Starring: Nicolas Cage, Patricia Arquette, John Goodman
Director: Martin Scorsese

Heralding the reunion of director Martin Scorsese and screenwriter Paul Schrader ‘Bringing Out The Dead’ depicts three particularly eventful days in the life of a New York city paramedic. The film is infused with a streak of black comedy and both the characterisation and philosophy are reminiscent of the likes of ‘Mash’ or ‘Catch 22′. The pace of the film veers from breakneck to pedestrian, and all of the main characters teeter on the edge of insanity.

The film’s protagonist is paramedic Frank (Nicolas Cage), a typically Schradean individual: disaffected at work, he feels an intangible sense of yearning as evidenced by an intermittent voice-over commentary. Frank’s abilities at work have been deteriorating ever since he failed to save the life of Rosa, a young girl that collapsed on the street the previous year. He’s caught in a continuous loop of bleakness and insanity: working nights, having to respond to calls from run-down tenements peopled by drunks and junkies. Frank’s also having trouble sleeping and he is haunted by the memory of Rosa who’s image he sees everywhere on the streets.

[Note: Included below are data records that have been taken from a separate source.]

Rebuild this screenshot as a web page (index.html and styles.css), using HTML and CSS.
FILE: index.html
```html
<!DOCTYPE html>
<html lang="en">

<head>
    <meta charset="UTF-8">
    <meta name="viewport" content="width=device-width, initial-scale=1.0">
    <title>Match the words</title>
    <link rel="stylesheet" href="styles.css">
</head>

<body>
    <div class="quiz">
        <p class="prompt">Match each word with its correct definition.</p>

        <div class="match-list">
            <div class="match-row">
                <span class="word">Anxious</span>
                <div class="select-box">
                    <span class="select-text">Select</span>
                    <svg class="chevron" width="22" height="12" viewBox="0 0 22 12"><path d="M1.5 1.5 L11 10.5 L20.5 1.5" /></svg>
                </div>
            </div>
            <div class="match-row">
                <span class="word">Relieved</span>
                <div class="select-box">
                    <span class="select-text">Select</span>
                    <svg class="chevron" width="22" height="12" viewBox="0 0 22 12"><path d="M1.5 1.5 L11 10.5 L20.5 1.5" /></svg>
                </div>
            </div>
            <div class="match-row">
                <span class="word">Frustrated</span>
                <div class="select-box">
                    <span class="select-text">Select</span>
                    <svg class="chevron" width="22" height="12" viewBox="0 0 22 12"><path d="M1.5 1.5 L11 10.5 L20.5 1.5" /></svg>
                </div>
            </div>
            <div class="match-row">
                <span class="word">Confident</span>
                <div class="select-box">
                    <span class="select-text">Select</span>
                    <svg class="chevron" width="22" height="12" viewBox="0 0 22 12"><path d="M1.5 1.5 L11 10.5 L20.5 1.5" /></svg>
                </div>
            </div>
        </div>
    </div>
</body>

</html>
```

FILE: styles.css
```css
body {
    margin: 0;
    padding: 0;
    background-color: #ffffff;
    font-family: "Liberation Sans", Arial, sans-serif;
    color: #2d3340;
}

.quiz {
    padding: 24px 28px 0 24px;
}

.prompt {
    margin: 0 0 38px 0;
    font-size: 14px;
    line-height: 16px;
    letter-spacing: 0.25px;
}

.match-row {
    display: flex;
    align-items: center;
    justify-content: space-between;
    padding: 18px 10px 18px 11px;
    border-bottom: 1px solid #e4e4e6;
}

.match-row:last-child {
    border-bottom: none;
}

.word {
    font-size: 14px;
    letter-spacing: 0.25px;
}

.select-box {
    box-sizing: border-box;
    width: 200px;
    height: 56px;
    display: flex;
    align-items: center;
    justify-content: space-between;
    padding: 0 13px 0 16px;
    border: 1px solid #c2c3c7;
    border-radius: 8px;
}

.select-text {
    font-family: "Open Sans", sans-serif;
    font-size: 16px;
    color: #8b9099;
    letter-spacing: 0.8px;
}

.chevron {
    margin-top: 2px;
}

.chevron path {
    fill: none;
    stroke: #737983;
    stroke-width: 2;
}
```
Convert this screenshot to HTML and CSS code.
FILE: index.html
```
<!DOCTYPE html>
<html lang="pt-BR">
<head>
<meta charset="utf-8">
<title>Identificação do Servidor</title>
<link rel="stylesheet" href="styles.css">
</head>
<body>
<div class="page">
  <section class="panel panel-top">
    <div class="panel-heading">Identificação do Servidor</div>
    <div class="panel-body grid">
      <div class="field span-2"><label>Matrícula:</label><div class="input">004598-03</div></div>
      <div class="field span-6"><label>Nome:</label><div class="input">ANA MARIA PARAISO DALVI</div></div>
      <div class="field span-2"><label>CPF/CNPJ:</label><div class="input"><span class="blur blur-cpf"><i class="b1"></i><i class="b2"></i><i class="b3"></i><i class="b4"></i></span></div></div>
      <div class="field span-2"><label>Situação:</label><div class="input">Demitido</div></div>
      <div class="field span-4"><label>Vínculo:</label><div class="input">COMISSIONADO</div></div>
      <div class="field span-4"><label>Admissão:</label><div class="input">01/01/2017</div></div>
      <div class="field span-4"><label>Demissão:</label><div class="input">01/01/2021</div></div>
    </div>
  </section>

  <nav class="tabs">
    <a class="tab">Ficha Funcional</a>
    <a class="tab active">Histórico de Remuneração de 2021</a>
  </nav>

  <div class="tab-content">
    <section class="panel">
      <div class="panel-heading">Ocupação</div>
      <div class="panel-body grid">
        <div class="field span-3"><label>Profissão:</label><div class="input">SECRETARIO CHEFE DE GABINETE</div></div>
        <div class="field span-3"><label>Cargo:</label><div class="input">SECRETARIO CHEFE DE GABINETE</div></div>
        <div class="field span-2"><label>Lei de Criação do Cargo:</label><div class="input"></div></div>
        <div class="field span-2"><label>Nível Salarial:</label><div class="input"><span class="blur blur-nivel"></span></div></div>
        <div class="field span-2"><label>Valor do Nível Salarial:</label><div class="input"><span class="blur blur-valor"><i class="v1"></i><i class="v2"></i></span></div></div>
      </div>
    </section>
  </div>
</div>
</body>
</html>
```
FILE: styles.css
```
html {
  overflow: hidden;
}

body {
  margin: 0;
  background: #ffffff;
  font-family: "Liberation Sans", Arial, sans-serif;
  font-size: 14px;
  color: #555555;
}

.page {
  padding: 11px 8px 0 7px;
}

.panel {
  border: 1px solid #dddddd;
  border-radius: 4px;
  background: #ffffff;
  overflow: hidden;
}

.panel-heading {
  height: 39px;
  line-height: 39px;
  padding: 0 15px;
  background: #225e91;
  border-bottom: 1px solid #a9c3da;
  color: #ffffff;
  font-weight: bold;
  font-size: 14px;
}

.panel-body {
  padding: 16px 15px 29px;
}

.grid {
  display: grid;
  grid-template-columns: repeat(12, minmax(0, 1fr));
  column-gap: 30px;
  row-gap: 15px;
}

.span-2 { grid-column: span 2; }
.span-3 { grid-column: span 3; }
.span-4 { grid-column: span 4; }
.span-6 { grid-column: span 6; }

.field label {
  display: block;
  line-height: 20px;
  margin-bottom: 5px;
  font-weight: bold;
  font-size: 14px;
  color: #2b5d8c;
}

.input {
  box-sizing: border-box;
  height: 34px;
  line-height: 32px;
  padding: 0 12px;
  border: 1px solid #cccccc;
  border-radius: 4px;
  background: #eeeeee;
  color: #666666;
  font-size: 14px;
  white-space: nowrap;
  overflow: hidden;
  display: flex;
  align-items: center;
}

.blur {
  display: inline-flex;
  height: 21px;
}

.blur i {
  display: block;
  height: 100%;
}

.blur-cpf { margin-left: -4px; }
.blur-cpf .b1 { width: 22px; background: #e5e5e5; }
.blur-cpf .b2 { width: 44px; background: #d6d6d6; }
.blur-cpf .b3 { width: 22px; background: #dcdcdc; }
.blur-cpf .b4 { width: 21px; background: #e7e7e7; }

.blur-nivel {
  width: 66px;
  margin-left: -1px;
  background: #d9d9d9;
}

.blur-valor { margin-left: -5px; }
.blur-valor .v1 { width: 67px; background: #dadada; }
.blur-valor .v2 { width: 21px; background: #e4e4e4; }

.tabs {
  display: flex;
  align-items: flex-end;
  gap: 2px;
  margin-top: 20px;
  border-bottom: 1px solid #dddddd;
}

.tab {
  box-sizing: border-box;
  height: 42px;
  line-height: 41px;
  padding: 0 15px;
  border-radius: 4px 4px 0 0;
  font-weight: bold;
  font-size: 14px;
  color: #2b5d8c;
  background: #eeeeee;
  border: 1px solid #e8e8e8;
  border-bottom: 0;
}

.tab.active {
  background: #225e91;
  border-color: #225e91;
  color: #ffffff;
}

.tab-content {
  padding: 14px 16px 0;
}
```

After transferring a cardiac arrest victim to hospital Frank strikes up a rapport with the patients daughter Mary (Patricia Arquette). She is one of a series of characters that periodically reappear during the film as Frank descends into his insomniac existence, beset by moral dilemmas and striving to find reason in all he sees. Scorsese manages to take the edge off Frank’s despair with a combination of dark humour, a spasmodically frenetic pace, kinetic camerawork, and a blaring soundtrack.

The knife-edge existence of Frank and his fellow paramedics provides them with an adrenaline fix which is just as potent as their junkie patients’ narcotics, and ultimately ‘Bringing Out The Dead’ is an impressive testimony to the spiritual rejuvenation realised in the cathartic co-existence of apparently disparate individuals.